NNC is a tiny deep learning framework I was working on for the past three years. Before you close the page on yet another deep learning framework. let me quickly summarize why: starting from scratch enables me to toy with some new ideas on the implementation, and some of these ideas, after implemented, has some interesting properties.

After three years, and given the fresh new takes on both APIs and the implementation, I am increasingly convinced this will also be a good foundation to implement high-level deep learning APIs in any host languages (Ruby, Python, Java, Kotlin, Swift etc.).

What are these fresh new takes? Well, before we jump into that, let’s start with some not-so-new ideas inside NNC: Like every other deep learning framework, NNC operates dataflow graphs. Data dependencies on the graph are explicitly specified. NNC also keeps the separation of symbolic dataflow graphs v.s. concrete dataflow graphs. Again, like every other deep learning framework, NNC supports dynamic execution, which is called dynamic graph in NNC.

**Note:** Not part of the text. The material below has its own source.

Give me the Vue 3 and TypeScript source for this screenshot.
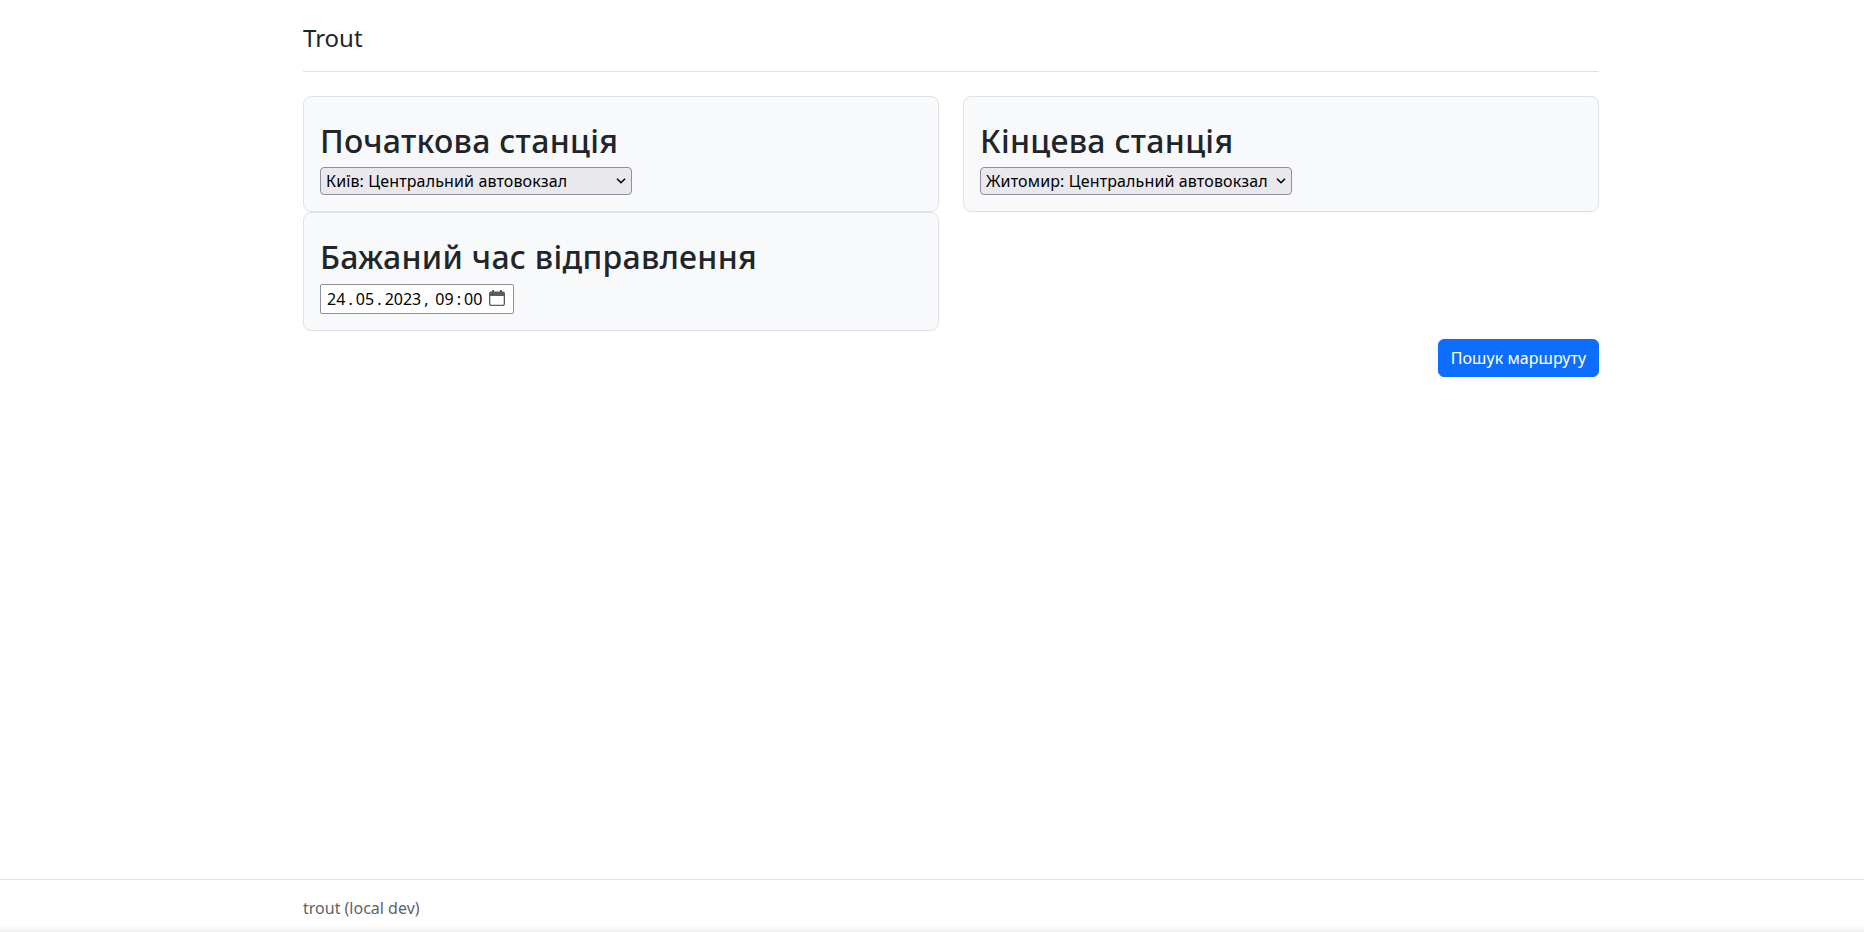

With all that get out of the way, the interesting bits:

  • NNC supports control flows, with a very specific while loop construct and multi-way branch construct;

  • NNC implements a sophisticated tensor allocation algorithm that treats tensors as a region of memory, which enables tensor partial reuse;

  • The above allocation algorithm handles control flows, eliminates data transfers for while loop, and minimizes data transfers for branching;

  • Dynamic execution in NNC is implemented on top of its static graph counterpart, thus, all optimization passes available for static graph can be applied when doing automatic differentiation in the dynamic execution mode;

  • Tensors used during the dynamic execution can be reclaimed, there is no explicit tape session or requires_grad flag;

You can read more about it on http://libnnc.org/. Over the next a few months, I will write more about this. There are still tremendous amount of work ahead for me to get to a point of release. But getting ahead of myself and put some pressure on is not a bad thing either :P The code lives in the unstable branch of libccv: ccv_nnc.h.